日本語
小学生の頃に突然気が付いたのだけど、
「物には二つの名前がある」
二つというのはつまり、犬ならドッグ、猫ならキャットというように、日本語と外国語(主として英語)の名前があるのだということ。
そして英語名が日本に入ってきたのは明治以後のことで、それまでは日本名しか存在しなかったのだろう。
それまで日本人は誰も、犬や猫をドッグ、キャットとは呼ばなかった。
それはまあよろしい。
どんなものにも二つの名前がある。本ならブック。米ならライス。
ところがそこで、ある単語が突然私を悩ませ始めた。
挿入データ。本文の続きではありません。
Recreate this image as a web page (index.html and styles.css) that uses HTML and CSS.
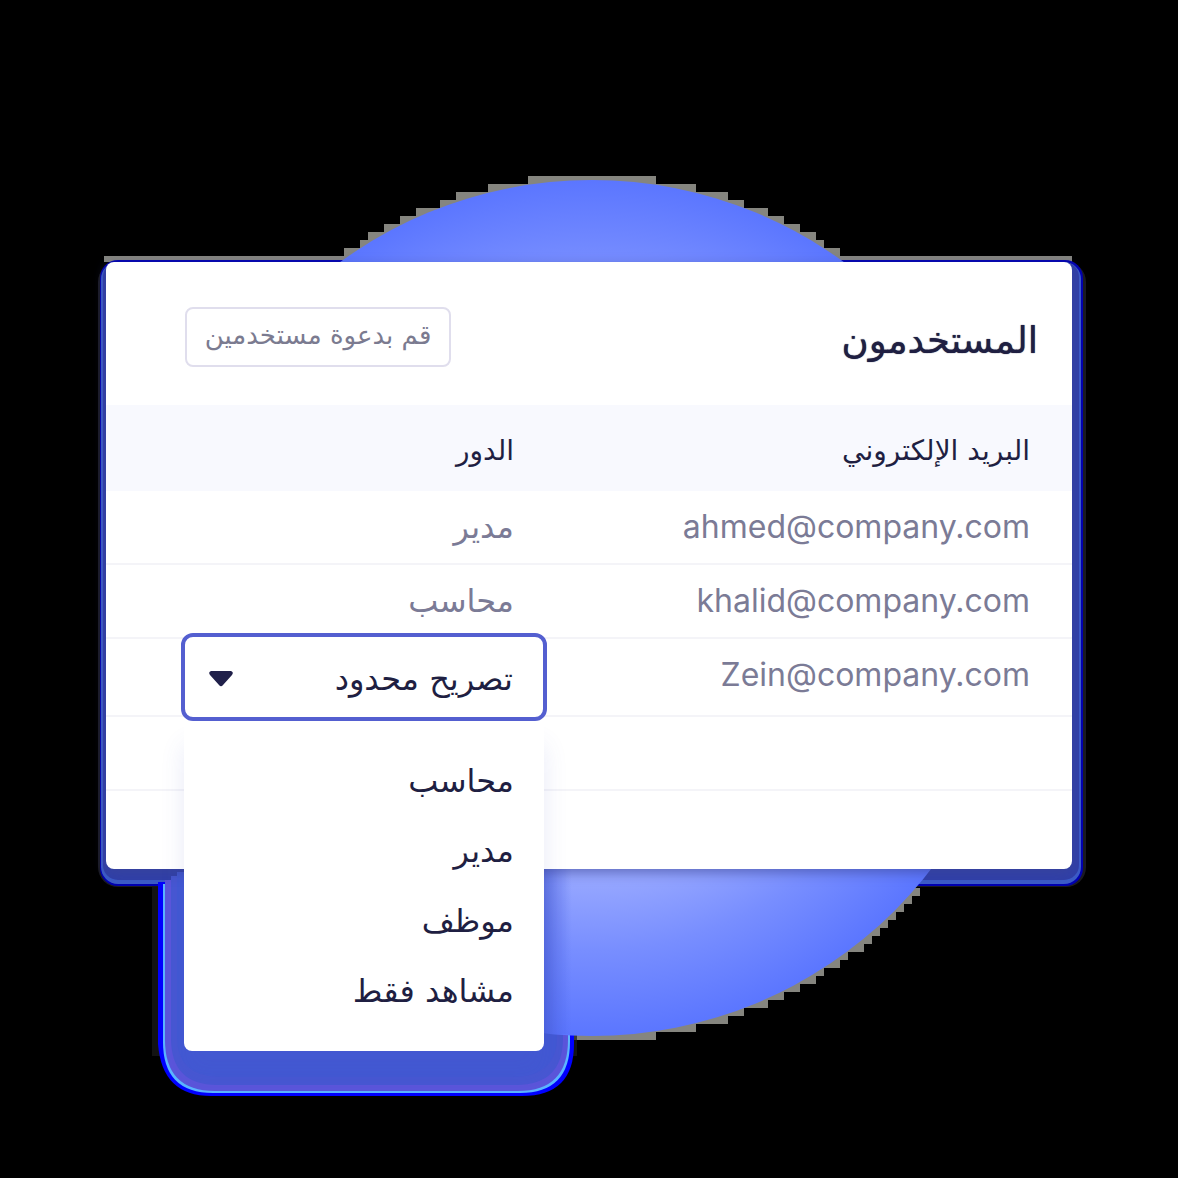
FILE: index.html
```html
<!DOCTYPE html>
<html lang="ar" dir="rtl">
<head>
<meta charset="utf-8">
<meta name="viewport" content="width=device-width, initial-scale=1">
<title>المستخدمون</title>
<link rel="stylesheet" href="styles.css">
</head>
<body>
<main class="scene">
  <svg class="backdrop" viewBox="0 0 1178 1178" aria-hidden="true">
    <defs>
      <radialGradient id="disc" gradientUnits="userSpaceOnUse" cx="592" cy="608" r="428">
        <stop offset="0" stop-color="#b4c0ff"/>
        <stop offset=".62" stop-color="#99a9ff"/>
        <stop offset=".8" stop-color="#788eff"/>
        <stop offset="1" stop-color="#5b76ff"/>
      </radialGradient>
      <linearGradient id="edge">
        <stop offset="0" stop-color="#4055cc" stop-opacity=".75"/>
        <stop offset="1" stop-color="#5068e8" stop-opacity="0"/>
      </linearGradient>
    </defs>
    <!-- card halo -->
    <path d="M104 256H1072V262H104Z" fill="#85857f"/>
    <rect x="98" y="262" width="988" height="625" rx="20" fill="#1b1b24"/>
    <rect x="100" y="260" width="983" height="626" rx="18" fill="#0000b0"/>
    <rect x="101" y="262" width="980" height="622" rx="17" fill="#3c5cc8"/>
    <rect x="103" y="262" width="976" height="618" rx="15" fill="#303fa8"/>
    <!-- stepped rim of the disc -->
    <path shape-rendering="crispEdges" fill="#85857f" d="M528 176H656V184H696V192H728V200H744V208H768V216H784V224H800V232H816V240H824V248H840V264H344V248H360V240H368V232H384V224H400V216H416V208H440V200H456V192H488V184H528Z"/>
    <path shape-rendering="crispEdges" fill="#85857f" d="M560 888H920V896H912V904H904V912H896V920H888V928H880V936H872V944H864V952H848V960H840V968H824V976H816V984H800V992H784V1000H768V1008H744V1016H728V1024H696V1032H656V1040H560Z"/>
    <!-- menu halo -->
    <path d="M152 886H577V1056H164V1056H152Z" fill="#1b1b1b" opacity=".7"/>
    <path d="M158 882H574V1044Q574 1096 522 1096H211Q162 1096 158 1044Z" fill="#0000ff"/>
    <path d="M163 884H570V1042Q570 1093 520 1093H213Q163 1093 163 1042Z" fill="#5cb5ff"/>
    <path d="M165 880H568V1040Q568 1091 518 1091H215Q165 1091 165 1040Z" fill="#5b55da"/>
    <path d="M171 876H563V1038Q563 1085 516 1085H217Q171 1085 171 1038Z" fill="#4757d2"/>
    <path d="M177 872H557V1036Q557 1077 512 1077H220Q177 1077 177 1036Z" fill="#4258d3"/>
    <circle cx="592" cy="608" r="428" fill="url(#disc)"/>
    <rect x="540" y="860" width="32" height="174" fill="url(#edge)"/>
  </svg>

  <section class="card">
    <header class="card-head">
      <h1 class="title">المستخدمون</h1>
      <button class="invite" type="button">قم بدعوة مستخدمين</button>
    </header>
    <table class="users">
      <thead>
        <tr><th scope="col">البريد الإلكتروني</th><th scope="col" class="role">الدور</th></tr>
      </thead>
      <tbody>
        <tr><td><span class="email">ahmed@company.com</span></td><td>مدير</td></tr>
        <tr><td><span class="email">khalid@company.com</span></td><td>محاسب</td></tr>
        <tr class="editing">
          <td><span class="email">Zein@company.com</span></td>
          <td class="picker-cell">
            <div class="picker">
              <select class="picker-select" aria-label="الدور">
                <option selected>تصريح محدود</option>
                <option>محاسب</option>
                <option>مدير</option>
                <option>موظف</option>
                <option>مشاهد فقط</option>
              </select>
              <svg class="caret" viewBox="0 0 26 18" aria-hidden="true"><path d="M3 1H23Q26 2 24 5L15 15Q13 17.500 11 15L2 5Q0 2 3 1Z" fill="#20204a"/></svg>
              <ul class="menu" role="listbox" aria-label="الأدوار">
                <li role="option">محاسب</li>
                <li role="option">مدير</li>
                <li role="option">موظف</li>
                <li role="option">مشاهد فقط</li>
              </ul>
            </div>
          </td>
        </tr>
        <tr><td></td><td></td></tr>
        <tr><td></td><td></td></tr>
      </tbody>
    </table>
  </section>
</main>
</body>
</html>
```
FILE: styles.css
```css
* { box-sizing: border-box; }

body {
  margin: 0;
  background: #000;
  color: #1f1f42;
  font-family: "DejaVu Sans", sans-serif;
}

.scene {
  position: relative;
  min-height: 100vh;
  padding: 262px 106px 0;
  overflow: hidden;
}

.backdrop {
  position: absolute;
  top: 0;
  left: 0;
  width: 100%;
}

.card {
  position: relative;
  background: #fff;
  border-radius: 8px;
  box-shadow: 0 4px 12px rgba(60, 70, 150, .6);
}

.card-head {
  display: flex;
  justify-content: space-between;
  align-items: center;
  height: 143px;
  padding: 6px 34px 0 79px;
}

.title {
  margin: 0;
  padding-top: 8px;
  font-size: 37px;
  font-weight: 400;
  text-shadow: 0 0 1px #1f1f42;
}

.invite {
  width: 266px;
  height: 60px;
  padding: 0 0 4px;
  border: 2px solid #e0deed;
  border-radius: 8px;
  background: #fff;
  color: #7b7b90;
  font: 26px "DejaVu Sans", sans-serif;
  white-space: nowrap;
}

.users {
  width: 100%;
  table-layout: fixed;
  border-collapse: separate;
  border-spacing: 0;
}

.users th {
  height: 86px;
  padding: 4px 42px 0;
  background: #f8f9fe;
  font-size: 28px;
  font-weight: 400;
  text-align: start;
}

.users .role { width: 450px; }

.users td {
  height: 74px;
  padding: 0 42px;
  border-bottom: 2px solid #f4f4f8;
  color: #7b7b96;
  font-size: 32px;
  line-height: 40px;
  text-align: start;
}

.users .editing td { height: 78px; padding-bottom: 4px; }

.users tr:last-child td { border-bottom: 0; height: 78px; }

.email {
  font-family: Inter, sans-serif;
  font-size: 32px;
  direction: ltr;
}

.users .picker-cell { position: relative; }

.picker {
  position: absolute;
  top: -6px;
  right: 9px;
  width: 366px;
}

.picker-select {
  position: relative;
  z-index: 1;
  display: block;
  width: 100%;
  height: 88px;
  padding: 4px 30px 0;
  border: 4px solid #545fd0;
  border-radius: 12px;
  background: #fff;
  color: #1f1f42;
  font: 32px "DejaVu Sans", sans-serif;
  appearance: none;
}

.caret {
  position: absolute;
  z-index: 2;
  top: 37px;
  left: 27px;
  width: 26px;
  height: 18px;
}

.menu {
  margin: 0 3px;
  padding: 25px 30px;
  border-radius: 0 0 8px 8px;
  background: #fff;
  box-shadow: 0 24px 24px rgba(70, 90, 200, .12);
  color: #1f1f42;
  list-style: none;
}

.menu li {
  height: 70px;
  line-height: 70px;
}
```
鉄道ファンらしいといえば言えるかもしれない。
「トンネル」
明治以前の日本には、トンネルなど存在しなかった? まさかあ。
それとも存在はしたけれど、名はまだなかった?
「ああほら、この間地面に掘ったあの穴、あの穴のことじゃい。山の下を人がくぐり抜けて通るアレのことじゃい」
毎日毎日、こんな面倒な会話はしてられないじゃないですか。
実はたまたま読んだ本に、1763年に大分県内で完成したトンネルの話が載っていたので、日本語にもトンネルに対応する単語があったのは間違いないのです。
その正解にどこで行きあたったのだかは忘れました。どこかのトンネルの扁額だったのかもしれません。
(扁額:トンネル入口、上の方にかかげてある看板みたいなやつ)
皆さんもよくご存じでしょうが、正解は隧道です。